I dream of a future that uses renewable energy and focuses on the needs of human beings. For a long time now, I’ve been searching for a way to state this dream in a simple, straightforward sentence. Finally, at long last, I think I’ve found it in this phrase: A renewable human future.
My heart pounds with excitement to realise that loads of other people are coming to the same dream, at the same time. For decades, so many of us have been disheartened and then outright enraged by the technofascist push toward generative AI with no regard for the cost to humanity through lost jobs and the deliberate destruction of the environment.
It’s easy to be pissed and hard to know where to start to fight back with something like this. Climate change is the key existential threat of our lifetime, as our planet is heating up and the oceans are boiling, but the elected leaders in charge of these regulations have caved to billionaire pressure and rolled back so many environmental protections.
So we despair and recycle and do what we can in our small corners of influence, while the only planet we have to live on falls apart around us due to greed and stupid decisions. But then came the data centre construction, and now it seems we’ve got a physical enemy to focus on. I can feel the uniting hatred for the billions of dollars being spent on these abhorrent and destructive buildings around the world, and I think it’s finally bringing us together.
In Canada, where I live, our Prime Minister Mark Carney made a big announcement on June 4th called AI for All. The outcry on Bluesky was swift and immediate. Canadians like me who loathe AI and want zero investment in it. CBC followed up with a story about how public trust in Canada is among the lowest in the world for AI and the companies who provide it.
Trust should be low when the product fucking sucks. Canadians are smart in this area. It’s enraging that our elected leaders are so out of touch when it comes to announcing this strategy for AI as though Canadian citizens will embrace this awful tech with open arms. Data centres use a shitload of water and electricity. They are loud and damaging to the earth. No one wants a data centre built near them. I don’t want them built at all.
My response to Mark Carney’s excited announcement on Bluesky read “I dream of elected leaders who actually listen to what the people who elected them want. NO AI. Please, don’t think about money for just a moment. How about human jobs for human beings. Renewable energy. A future where we can breathe and drink water and grow food in our soil. Please. NO AI.“
I followed that post up with a longer letter to the Prime Minister, the AI Minister, my local MP, and the Premier of my province. I was going to write twice, once to express my disdain for the AI for All policy, and once to express my opposition to the way the Liberal Government is quietly dismantling our environmental laws and protections, but then I realised these two issues are really one issue.

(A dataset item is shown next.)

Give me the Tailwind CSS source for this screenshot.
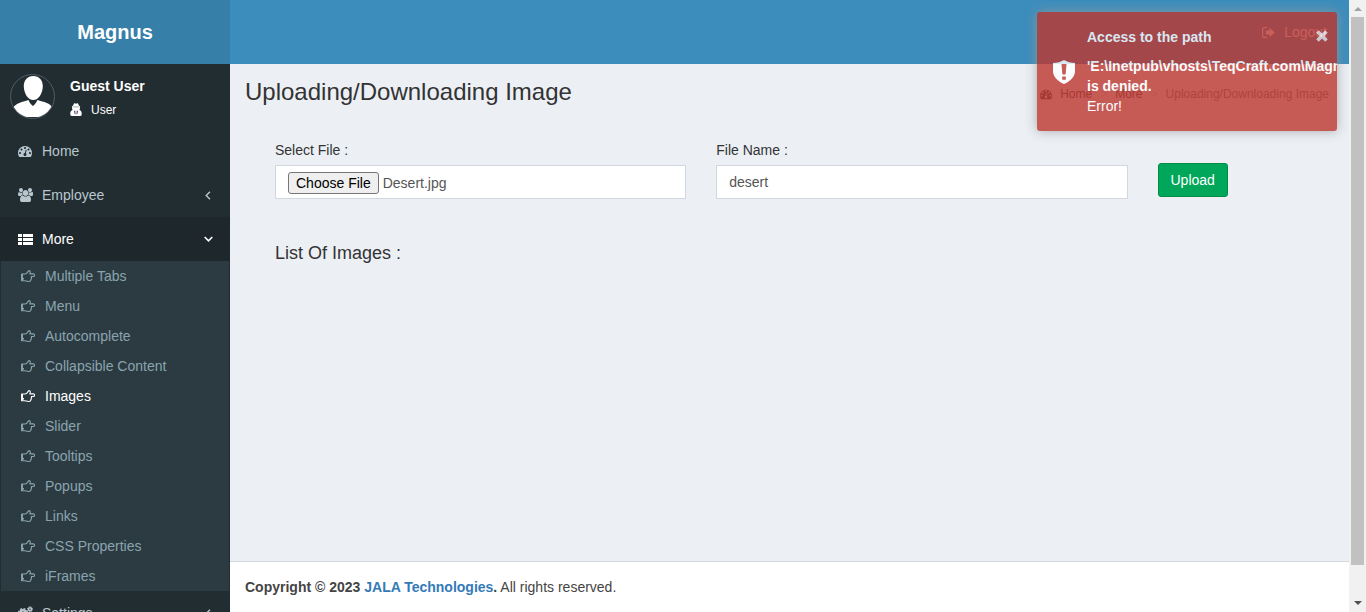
<!DOCTYPE html>
<html lang="en">
<head>
<meta charset="utf-8">
<title>Magnus - Uploading/Downloading Image</title>
<script src="https://cdn.jsdelivr.net/npm/@tailwindcss/browser@4"></script>
</head>
<body class="h-screen overflow-hidden flex font-['Liberation_Sans',Arial,sans-serif] text-sm leading-5 text-[#333]">
<svg class="hidden">
  <symbol id="dash" viewBox="0 0 1792 1792"><path d="M384 1152q0-53-37.5-90.5t-90.5-37.5-90.5 37.5-37.5 90.5 37.5 90.5 90.5 37.5 90.5-37.5 37.5-90.5zm192-448q0-53-37.5-90.5t-90.5-37.5-90.5 37.5-37.5 90.5 37.5 90.5 90.5 37.5 90.5-37.5 37.5-90.5zm428 481l101-382q6-26-7.5-48.5t-38.5-29.5-48 6.5-30 39.5l-101 382q-60 5-107 43.5t-63 98.5q-20 77 20 146t117 89 146-20 89-117q16-60-6-117t-72-91zm660-33q0-53-37.5-90.5t-90.5-37.5-90.5 37.5-37.5 90.5 37.5 90.5 90.5 37.5 90.5-37.5 37.5-90.5zm-640-640q0-53-37.5-90.5t-90.5-37.5-90.5 37.5-37.5 90.5 37.5 90.5 90.5 37.5 90.5-37.5 37.5-90.5zm448 192q0-53-37.5-90.5t-90.5-37.5-90.5 37.5-37.5 90.5 37.5 90.5 90.5 37.5 90.5-37.5 37.5-90.5zm320 448q0 261-141 483-19 29-54 29h-1402q-35 0-54-29-141-221-141-483 0-182 71-348t191-286 286-191 348-71 348 71 286 191 191 286 71 348z"/></symbol>
  <symbol id="users" viewBox="64 0 1920 1792"><path d="M657 896q-162 5-265 128h-134q-82 0-138-40.5t-56-118.5q0-353 124-353 6 0 43.5 21t97.5 42.5 119 21.5q67 0 133-23-5 37-5 66 0 159 93 290zm1071 637q0 120-73 189.5t-194 69.5h-874q-121 0-194-69.5t-73-189.5q0-53 3.5-103.5t14-109 26.5-108.5 43-97.5 62-81 85.5-53.5 111.5-20q10 0 43 21.5t73 48 107 48 135 21.5 135-21.5 107-48 73-48 43-21.5q61 0 111.5 20t85.5 53.5 62 81 43 97.5 26.5 108.5 14 109 3.5 103.5zm-1024-1277q0 106-75 181t-181 75-181-75-75-181 75-181 181-75 181 75 75 181zm704 384q0 159-112.5 271.5t-271.5 112.5-271.5-112.5-112.5-271.5 112.5-271.5 271.5-112.5 271.5 112.5 112.5 271.5zm576 225q0 78-56 118.5t-138 40.5h-134q-103-123-265-128 93-131 93-290 0-29-5-66 66 23 133 23 59 0 119-21.5t97.5-42.5 43.5-21q124 0 124 353zm-128-609q0 106-75 181t-181 75-181-75-75-181 75-181 181-75 181 75 75 181z"/></symbol>
  <symbol id="hand" viewBox="0 0 28 24"><path fill="none" stroke="currentColor" stroke-width="2.200" stroke-linejoin="round" d="M7.500 8H1.200V21.500H7c3 0 4 1.400 7.500 1.400h1.500c2.500 0 3.800-1.400 3.600-3.400 1.200-1 1.300-2.500.8-3.600 1-1 .9-2 .4-3h4.200c1.200 0 2-1.200 2-2.600s-.9-2.500-2-2.500h-7.200c0-1.200.8-1.800.8-3.600 0-2-1.200-3-3-3-1.700 1.400-1.900 3.200-3.400 4.600C11 7 9.500 8 7.500 8z"/><path d="M1 8h3v13H1z"/><path d="M3 16h3v3H3z"/></symbol>
  <symbol id="list" viewBox="0 0 15 11"><path d="M0 0h4v3H0zM5 0h10v3H5zM0 4h4v3H0zM5 4h10v3H5zM0 8h4v3H0zM5 8h10v3H5z"/></symbol>
  <symbol id="left" viewBox="0 0 6 9"><path fill="none" stroke="currentColor" stroke-width="1.4" d="M5 .7 1.200 4.500 5 8.300"/></symbol>
</svg>

<aside class="w-[230px] shrink-0 h-full overflow-hidden bg-[#222d32]">
  <a href="#" class="flex h-16 items-center justify-center bg-[#367fa9] text-xl font-bold text-white">Magnus</a>
  <div class="flex h-[65px] gap-[15px] pt-[10px] pl-[10px] text-white">
    <svg class="size-[45px]" viewBox="0 0 45 45"><defs><clipPath id="c"><circle cx="22.500" cy="22.500" r="21.500"/></clipPath></defs><circle cx="22.500" cy="22.500" r="22" fill="none" stroke="#515b68"/><g clip-path="url(#c)" fill="#fff"><path d="M23.300 2c6 0 9.700 4.300 9.500 10.500-.2 7-4.200 13.500-9.500 13.500s-9.300-6.500-9.500-13.500C13.600 6.300 17.300 2 23.300 2zM3 34c3-5 9-6 15.500-8 1 3 3 5 4.500 6 1.500-1 3-3 4.500-6 6.500 2 13 3 15 8-1 5-4 8.500-7 9H11c-4-1-7-4-8-9z"/></g></svg>
    <div class="pt-[2px]">
      <p class="font-bold leading-5">Guest User</p>
      <a href="#" class="mt-1 flex items-center gap-[9px] text-xs leading-5"><svg class="-mt-[2px] w-3 h-[13px]" viewBox="0 0 24 26" fill="#fff"><path d="M8 1c2-1 3 .5 4 .5S14-.2 16 1c1 1.500 1.400 3 2 4.500l2.500 1.500-1 2 .5 3-1.500 2c3.500 1 5 3.500 5 8 0 2.500-1 4-3 4H3.500c-2 0-3-1.500-3-4 0-4.500 1.500-7 5-8L4 12l.5-3-1-2L6 5.500C6.600 4 7 2.500 8 1z"/><path fill="#222d32" fill-opacity=".6" d="M6.500 7.200h11v1.300h-11z"/><path fill="#4b2a66" d="M8 15.500h2.500l.5 7H9.500zM16 15.500h-2.500l-.5 7h1.500z"/></svg>User</a>
    </div>
  </div>
  <nav class="text-[#b8c7ce]">
    <a href="#" class="flex h-11 items-center pl-[18px]"><svg class="size-[14px] mr-[10px] fill-current"><use href="#dash"/></svg>Home</a>
    <a href="#" class="flex h-11 items-center pl-[18px] pr-[19px]"><svg class="w-[15px] h-[14px] mr-[9px] fill-current"><use href="#users"/></svg>Employee<svg class="ml-auto w-[6px] h-[9px]"><use href="#left"/></svg></a>
    <a href="#" class="flex h-11 items-center bg-[#1e282c] pl-[18px] pr-[17px] text-white"><svg class="w-[15px] h-[11px] mr-[9px] fill-current"><use href="#list"/></svg>More<svg class="ml-auto w-[9px] h-[6px]" viewBox="0 0 9 6"><path fill="none" stroke="currentColor" stroke-width="1.600" d="M.7 1 4.500 4.800 8.300 1"/></svg></a>
    <div class="mx-px bg-[#2c3b41] text-[#8aa4af] *:flex *:h-[30px] *:items-center *:gap-[10px] *:pl-5">
      <a href="#"><svg class="w-[14px] h-3 fill-current"><use href="#hand"/></svg>Multiple Tabs</a>
      <a href="#"><svg class="w-[14px] h-3 fill-current"><use href="#hand"/></svg>Menu</a>
      <a href="#"><svg class="w-[14px] h-3 fill-current"><use href="#hand"/></svg>Autocomplete</a>
      <a href="#"><svg class="w-[14px] h-3 fill-current"><use href="#hand"/></svg>Collapsible Content</a>
      <a href="#" class="text-white"><svg class="w-[14px] h-3 fill-current"><use href="#hand"/></svg>Images</a>
      <a href="#"><svg class="w-[14px] h-3 fill-current"><use href="#hand"/></svg>Slider</a>
      <a href="#"><svg class="w-[14px] h-3 fill-current"><use href="#hand"/></svg>Tooltips</a>
      <a href="#"><svg class="w-[14px] h-3 fill-current"><use href="#hand"/></svg>Popups</a>
      <a href="#"><svg class="w-[14px] h-3 fill-current"><use href="#hand"/></svg>Links</a>
      <a href="#"><svg class="w-[14px] h-3 fill-current"><use href="#hand"/></svg>CSS Properties</a>
      <a href="#"><svg class="w-[14px] h-3 fill-current"><use href="#hand"/></svg>iFrames</a>
    </div>
    <a href="#" class="flex h-11 items-center pl-[18px] pr-[19px]"><svg class="w-[15px] h-[14px] mr-[9px]" viewBox="0 0 30 28" fill="none" stroke="currentColor"><circle cx="10" cy="14" r="5.500" stroke-width="5"/><circle cx="10" cy="14" r="8.800" stroke-width="3" stroke-dasharray="3.900 3"/><circle cx="24" cy="6.500" r="3" stroke-width="3"/><circle cx="24" cy="6.500" r="5" stroke-width="2" stroke-dasharray="2.200 1.700"/><circle cx="24" cy="21.500" r="3" stroke-width="3"/><circle cx="24" cy="21.500" r="5" stroke-width="2" stroke-dasharray="2.200 1.700"/></svg>Settings<svg class="ml-auto w-[6px] h-[9px]"><use href="#left"/></svg></a>
  </nav>
</aside>

<div class="relative flex min-w-0 flex-1 flex-col bg-[#ecf0f5]">
  <header class="flex h-16 shrink-0 items-center justify-end bg-[#3c8dbc] pr-[22px] text-white">
    <a href="#" class="flex items-center gap-[9px]"><svg class="w-[13px] h-[11px] fill-current" viewBox="0 0 26 22"><path fill="none" stroke="currentColor" stroke-width="2.400" d="M10 1.200H5Q1.200 1.200 1.200 5v12q0 3.800 3.800 3.800h5"/><path d="M15 1.500 25.500 11 15 20.500V15H8V7h7z"/></svg>Logout</a>
  </header>
  <main class="flex-1">
    <div class="flex justify-between pt-[15px] pl-[15px] pr-5">
      <h1 class="text-2xl leading-[26px]">Uploading/Downloading Image</h1>
      <nav class="flex h-[30px] items-center text-xs text-[#444]"><svg class="size-3 mr-2 fill-current"><use href="#dash"/></svg><a href="#">Home</a><span class="px-2 text-[#ccc]">&gt;</span><a href="#">More</a><span class="px-2 text-[#ccc]">&gt;</span><span class="text-[#777]">Uploading/Downloading Image</span></nav>
    </div>
    <form class="grid grid-cols-12 px-[30px] pt-[31px]">
      <div class="col-span-5 px-[15px]">
        <label for="file" class="mb-[5px] block">Select File :</label>
        <input id="file" type="file" class="block h-[34px] w-full border border-[#d2d6de] bg-white px-3 py-[6px] text-[#555] file:mr-1 file:h-[22px] file:rounded-[3px] file:border file:border-solid file:border-[#767676] file:bg-[#efefef] file:px-[7px] file:text-black">
      </div>
      <div class="col-span-5 px-[15px]">
        <label for="name" class="mb-[5px] block">File Name :</label>
        <input id="name" type="text" value="desert" class="block h-[34px] w-full border border-[#d2d6de] bg-white px-3 text-[#555]">
      </div>
      <div class="col-span-2 px-[15px] pt-[23px]">
        <button type="button" class="h-[34px] rounded-[3px] border border-[#008d4c] bg-[#00a65a] px-3 text-white">Upload</button>
      </div>
    </form>
    <h2 class="px-[45px] pt-[44px] text-lg leading-5">List Of Images :</h2>
  </main>
  <footer class="border-t border-[#d2d6de] bg-white p-[15px] text-[#444]"><strong>Copyright © 2023 <a href="#" class="text-[#337ab7]">JALA Technologies</a>.</strong> All rights reserved.</footer>

  <div role="alert" class="absolute top-3 right-3 w-[300px] overflow-hidden rounded-[3px] bg-[#bd362f] p-[15px] pl-[50px] text-white opacity-80 shadow-[0_0_12px_#999]">
    <svg class="absolute left-4 top-12 w-[22px] h-6" viewBox="0 0 22 24"><path fill="#fff" d="M11 0c3 2 7 2.800 11 3v8c0 6-5 10.500-11 13C5 21.500 0 17 0 11V3c4-.2 8-1 11-3z"/><path fill="#bd362f" d="M8.500 4h5l-.9 10.500H9.400zM9.200 16.500h3.600v3.300H9.200z"/></svg>
    <button type="button" aria-label="Close" class="absolute right-[9px] top-[18px] opacity-80"><svg class="size-3" viewBox="0 0 12 12"><path stroke="#fff" stroke-width="3.600" d="M1.500 1.500l9 9M10.500 1.500l-9 9"/></svg></button>
    <div class="font-bold"><p class="mb-[9px]">Access to the path</p><p class="whitespace-nowrap">'E:\Inetpub\vhosts\TeqCraft.com\Magnus</p><p>is denied.</p></div>
    <p>Error!</p>
  </div>
</div>

<div aria-hidden="true" class="flex w-[17px] shrink-0 flex-col items-center bg-[#f1f1f1]">
  <svg class="h-[17px] w-[17px] shrink-0" viewBox="0 0 17 17"><path fill="#a3a3a3" d="M5 11h8L9 7z"/></svg>
  <div class="w-[13px] flex-1 bg-[#c1c1c1]"></div>
  <svg class="mt-[30px] h-[17px] w-[17px] shrink-0" viewBox="0 0 17 17"><path fill="#505050" d="M5 6h8l-4 4z"/></svg>
</div>
<script>
  const files = new DataTransfer();
  files.items.add(new File([''], 'Desert.jpg', { type: 'image/jpeg' }));
  document.getElementById('file').files = files.files;
</script>
</body>
</html>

The fight to stop any more data centres from being built is the fight to save our environment, and do away with this chokehold the tech oligarchs have placed on society with forced use of AI. This fight is one of the biggest issues of our time, and it’s happening right now. We cannot wait. Our planet is in peril, and it’s the only place we have to live. Please, join us in this fight.
Get loud. Write to the officials in charge to say NO AI DATA CENTRES. Sign every petition you can find, like this one to halt the proposed Vancouver data centres, and this one to pause AI in BC schools. Wherever you live, search for petitions on data centres and sign them to send a message to elected officials. In Vancouver, people are taking to the streets to protest loudly, and I plan to join them.
It’s healthy not to trust those who lie to us. The technofascists have lied, again and again and again, so I will not trust them when they promise that these new data centres will be different. We don’t need AI. What we need is renewable energy to heal our ravaged planet, and a future that centres human beings and not company profits or chatbots. We need to prioritise our human lives over money and computers.
To me, the environment matters more than anything else. If my kids and their future kids cannot breathe clean air or drink clean water or grow food to eat in the soil, and if they have no access to inspiring work that celebrates humanity instead of robots, then they have no liveable future. It’s up to us, right now, to imagine and then build a future that we can be excited about.
One that is renewable and human. The time is now, and this work is urgent.